» AVAILABLE RECORDS

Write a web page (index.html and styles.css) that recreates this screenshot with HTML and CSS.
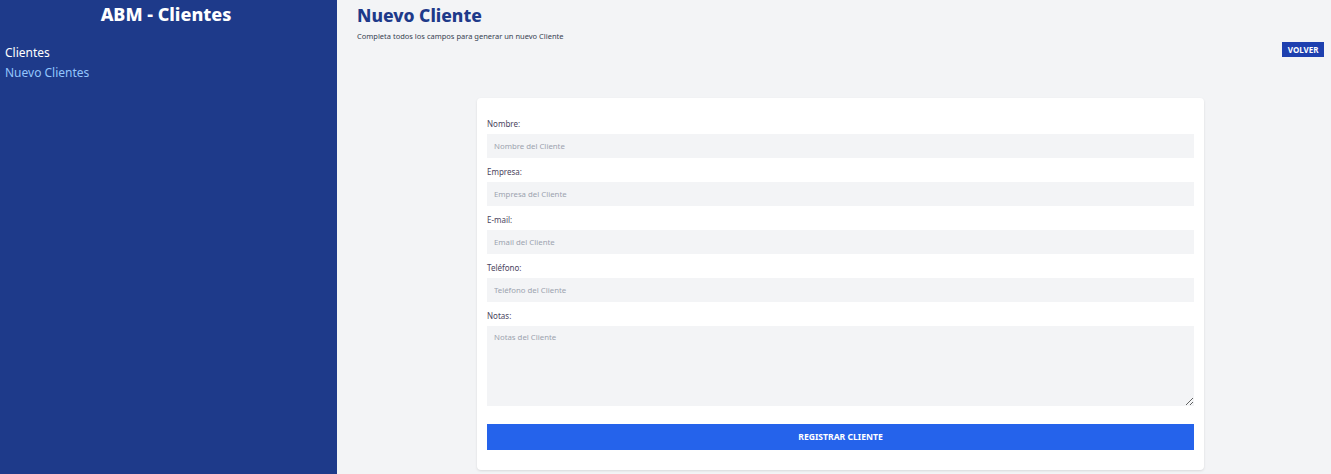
FILE: index.html
```html
<!DOCTYPE html>
<html lang="es">
<head>
<meta charset="utf-8">
<title>ABM - Clientes</title>
<link rel="stylesheet" href="styles.css">
</head>
<body>
<div class="layout">
  <aside class="sidebar">
    <h1 class="brand">ABM - Clientes</h1>
    <nav class="nav">
      <a class="nav-link" href="#">Clientes</a>
      <a class="nav-link nav-link-active" href="#">Nuevo Clientes</a>
    </nav>
  </aside>
  <main class="main">
    <h2 class="page-title">Nuevo Cliente</h2>
    <p class="page-subtitle">Completa todos los campos para generar un nuevo Cliente</p>
    <div class="toolbar">
      <a class="btn-back" href="#">VOLVER</a>
    </div>
    <form class="card">
      <div class="field">
        <label class="label" for="nombre">Nombre:</label>
        <input class="input" id="nombre" type="text" placeholder="Nombre del Cliente">
      </div>
      <div class="field">
        <label class="label" for="empresa">Empresa:</label>
        <input class="input" id="empresa" type="text" placeholder="Empresa del Cliente">
      </div>
      <div class="field">
        <label class="label" for="email">E-mail:</label>
        <input class="input" id="email" type="email" placeholder="Email del Cliente">
      </div>
      <div class="field">
        <label class="label" for="telefono">Teléfono:</label>
        <input class="input" id="telefono" type="tel" placeholder="Teléfono del Cliente">
      </div>
      <div class="field">
        <label class="label" for="notas">Notas:</label>
        <textarea class="input textarea" id="notas" placeholder="Notas del Cliente"></textarea>
      </div>
      <button class="btn-submit" type="button">REGISTRAR CLIENTE</button>
    </form>
  </main>
</div>
</body>
</html>
```

FILE: styles.css
```css
* { box-sizing: border-box; }
html, body { margin: 0; padding: 0; }
body {
  font-family: "Noto Sans", "Open Sans", "Liberation Sans", sans-serif;
  background: #f3f4f6;
  color: #374151;
}
.layout {
  display: flex;
  min-height: 474px;
}
.sidebar {
  width: 337px;
  flex-shrink: 0;
  background: #1e3a8a;
  padding: 1px 10px 0 5px;
}
.brand {
  margin: 0;
  font-size: 18px;
  line-height: 27px;
  font-weight: 800;
  color: #ffffff;
  text-align: center;
}
.nav {
  display: flex;
  flex-direction: column;
  margin-top: 15px;
}
.nav-link {
  font-size: 12px;
  line-height: 20px;
  color: #ffffff;
  text-decoration: none;
}
.nav-link-active { color: #93c5fd; }
.main {
  flex: 1;
  padding: 2px 7px 0 20px;
  display: flex;
  flex-direction: column;
}
.page-title {
  margin: 0;
  font-size: 17.5px;
  line-height: 27px;
  font-weight: 800;
  color: #1e3a8a;
}
.page-subtitle {
  margin: 0;
  font-size: 7.5px;
  line-height: 14px;
  color: #374151;
}
.toolbar {
  display: flex;
  justify-content: flex-end;
  margin-top: -1px;
}
.btn-back {
  display: inline-block;
  background: #1e40af;
  color: #fff;
  font-size: 8px;
  font-weight: 700;
  line-height: 15px;
  padding: 0 5.5px;
  text-decoration: none;
}
.card {
  align-self: center;
  width: 727px;
  margin-top: 41px;
  background: #fff;
  border-radius: 4px;
  box-shadow: 0 1px 3px rgba(0,0,0,0.08), 0 1px 2px rgba(0,0,0,0.04);
  padding: 19px 10px 20px;
  display: flex;
  flex-direction: column;
}
.field { display: flex; flex-direction: column; }
.field + .field { margin-top: 7px; }
.label {
  font-size: 8px;
  line-height: 14px;
  margin-bottom: 3px;
  color: #4b4560;
}
.input {
  width: 100%;
  height: 24px;
  border: 0;
  outline: none;
  background: #f3f4f6;
  padding: 0 7px;
  font-family: inherit;
  font-size: 7.8px;
  color: #374151;
}
.input::placeholder { color: #9ca3af; }
.textarea {
  height: 80px;
  padding: 6px 7px;
  resize: vertical;
  display: block;
}
.btn-submit {
  margin-top: 18px;
  height: 26px;
  border: 0;
  background: #2563eb;
  color: #fff;
  font-family: inherit;
  font-size: 8.6px;
  font-weight: 700;
  cursor: pointer;
}
```
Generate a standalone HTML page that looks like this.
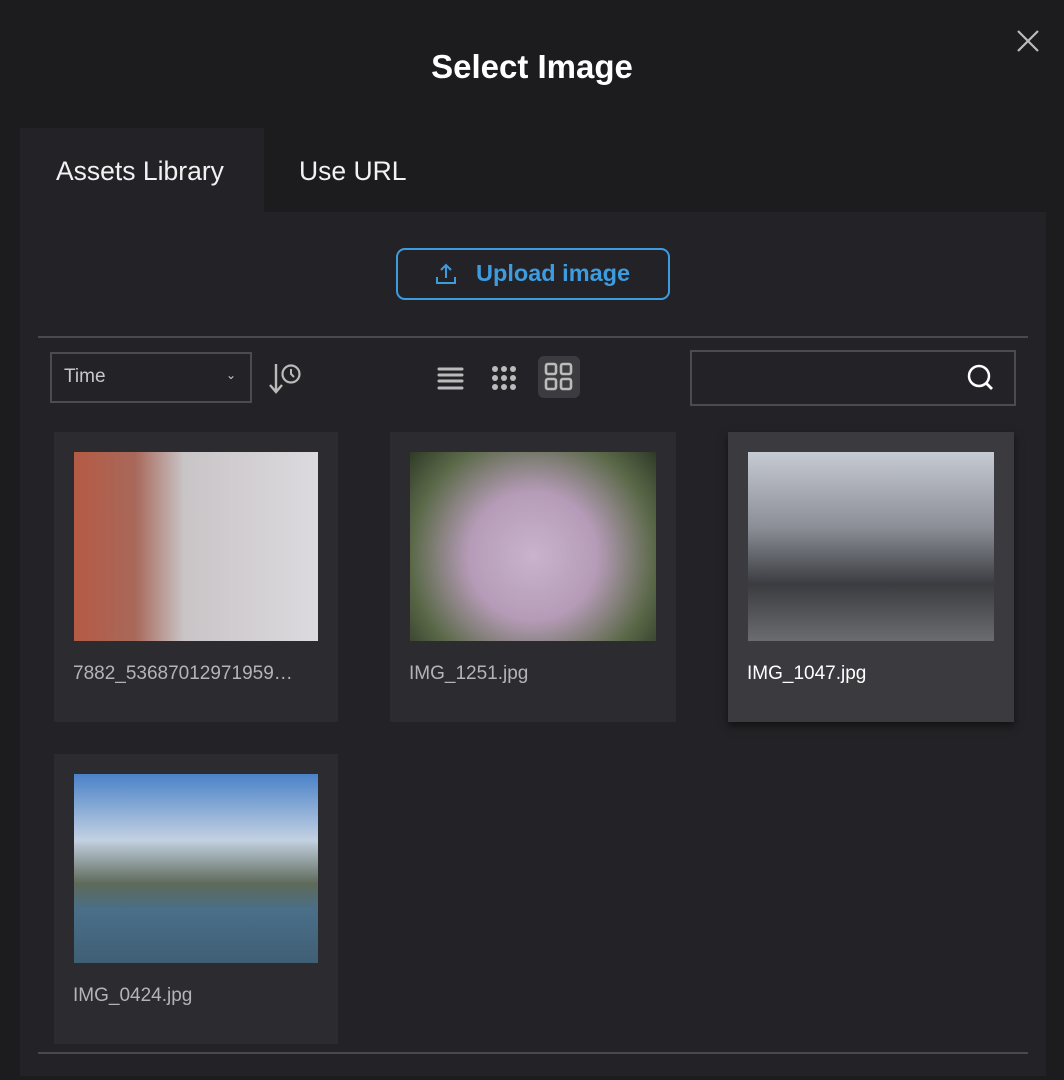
<!DOCTYPE html><html><head><style>
body{margin:0;width:1064px;height:1080px;background:#1c1c1e;font-family:"Liberation Sans",sans-serif;position:relative;overflow:hidden;color:#fff}
.a{position:absolute}
.card{position:absolute;width:284px;height:290px;background:#2b2b30}
.card .img{position:absolute;left:20px;top:20px;width:244px;height:189px}
.card .t{position:absolute;left:19px;top:231px;font-size:19px;color:#b4b4b8;white-space:nowrap}
</style></head><body>
<div class="a" style="left:0;top:48px;width:1064px;text-align:center;font-size:33px;font-weight:bold">Select Image</div>
<svg class="a" style="left:1016px;top:29px" width="24" height="24"><path d="M2 2L22 22M22 2L2 22" stroke="#bbb" stroke-width="2.2"/></svg>
<div class="a" style="left:20px;top:128px;width:244px;height:84px;background:#232327"></div>
<div class="a" style="left:56px;top:156px;font-size:26.5px;color:#f2f2f2">Assets Library</div>
<div class="a" style="left:299px;top:156px;font-size:26.5px;color:#f2f2f2">Use URL</div>
<div class="a" style="left:20px;top:212px;width:1026px;height:864px;background:#232327"></div>
<div class="a" style="left:396px;top:248px;width:270px;height:48px;border:2px solid #3d9ce0;border-radius:9px"></div>
<svg class="a" style="left:434px;top:262px" width="24" height="24"><path d="M12 16V3M7 8l5-5 5 5M3 15v6h18v-6" stroke="#3d9ce0" stroke-width="2" fill="none"/></svg>
<div class="a" style="left:476px;top:260px;font-size:23.5px;font-weight:bold;color:#3d9ce0">Upload image</div>
<div class="a" style="left:38px;top:336px;width:990px;height:2px;background:#4a4a4e"></div>
<div class="a" style="left:50px;top:352px;width:198px;height:47px;border:2px solid #4c4c50"></div>
<div class="a" style="left:64px;top:366px;font-size:19px;color:#c8c8cc">Time</div>
<div class="a" style="left:226px;top:368px;font-size:12px;color:#ccc">&#8964;</div>
<svg class="a" style="left:268px;top:360px" width="38" height="34"><path d="M8 4v27M2 25l6 7 6-7" stroke="#bbb" stroke-width="2.4" fill="none"/><circle cx="23" cy="14" r="8.5" stroke="#bbb" stroke-width="2.2" fill="none"/><path d="M23 9v5l3 3" stroke="#bbb" stroke-width="2" fill="none"/></svg>
<svg class="a" style="left:436px;top:364px" width="30" height="28"><g stroke="#bbb" stroke-width="3" stroke-linecap="round"><path d="M3 5h23M3 11h23M3 17h23M3 24h23"/></g></svg>
<svg class="a" style="left:490px;top:364px" width="28" height="28" fill="#bbb"><circle cx="5" cy="5" r="3"/><circle cx="14" cy="5" r="3"/><circle cx="23" cy="5" r="3"/><circle cx="5" cy="14" r="3"/><circle cx="14" cy="14" r="3"/><circle cx="23" cy="14" r="3"/><circle cx="5" cy="23" r="3"/><circle cx="14" cy="23" r="3"/><circle cx="23" cy="23" r="3"/></svg>
<div class="a" style="left:538px;top:356px;width:42px;height:42px;background:#3c3c40;border-radius:6px"></div>
<svg class="a" style="left:544px;top:362px" width="30" height="30"><g stroke="#bbb" stroke-width="2.6" fill="none"><rect x="2" y="2" width="10" height="10" rx="2"/><rect x="17" y="2" width="10" height="10" rx="2"/><rect x="2" y="17" width="10" height="10" rx="2"/><rect x="17" y="17" width="10" height="10" rx="2"/></g></svg>
<div class="a" style="left:690px;top:350px;width:322px;height:52px;border:2px solid #4c4c50"></div>
<svg class="a" style="left:966px;top:363px" width="30" height="30"><circle cx="13" cy="13" r="10" stroke="#fff" stroke-width="2.5" fill="none"/><path d="M20 20l6 6" stroke="#fff" stroke-width="2.8"/></svg>

<div class="card" style="left:54px;top:432px"><div class="img" style="background:linear-gradient(90deg,#b55a44 0%,#a8685a 25%,#c9c4c6 45%,#dcdadf 100%)"></div><div class="t">7882_53687012971959…</div></div>
<div class="card" style="left:390px;top:432px;width:286px"><div class="img" style="width:246px;background:radial-gradient(circle at 50% 55%,#c9b4cc 0,#b59bb7 40%,#5c6a4a 75%,#2f3a26 100%)"></div><div class="t">IMG_1251.jpg</div></div>
<div class="card" style="left:728px;top:432px;width:286px;background:#3a3a3f;box-shadow:0 4px 8px rgba(0,0,0,.5)"><div class="img" style="width:246px;background:linear-gradient(180deg,#c6cad2 0%,#8b8e96 40%,#3a3c40 70%,#6b6c70 100%)"></div><div class="t" style="color:#fff">IMG_1047.jpg</div></div>
<div class="card" style="left:54px;top:754px"><div class="img" style="background:linear-gradient(180deg,#4a82c8 0%,#c3d1e2 35%,#5e6a5a 58%,#4a6f88 72%,#3f5f75 100%)"></div><div class="t">IMG_0424.jpg</div></div>
<div class="a" style="left:38px;top:1052px;width:990px;height:2px;background:#4a4a4e"></div>
</body></html>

» WHAT THIS TASK INVOLVES
Identify each line of the material where the word "styles" shows up, and copy it.

» WRITTEN ANSWER
Write a web page (index.html and styles.css) that recreates this screenshot with HTML and CSS.
<link rel="stylesheet" href="styles.css">
FILE: styles.css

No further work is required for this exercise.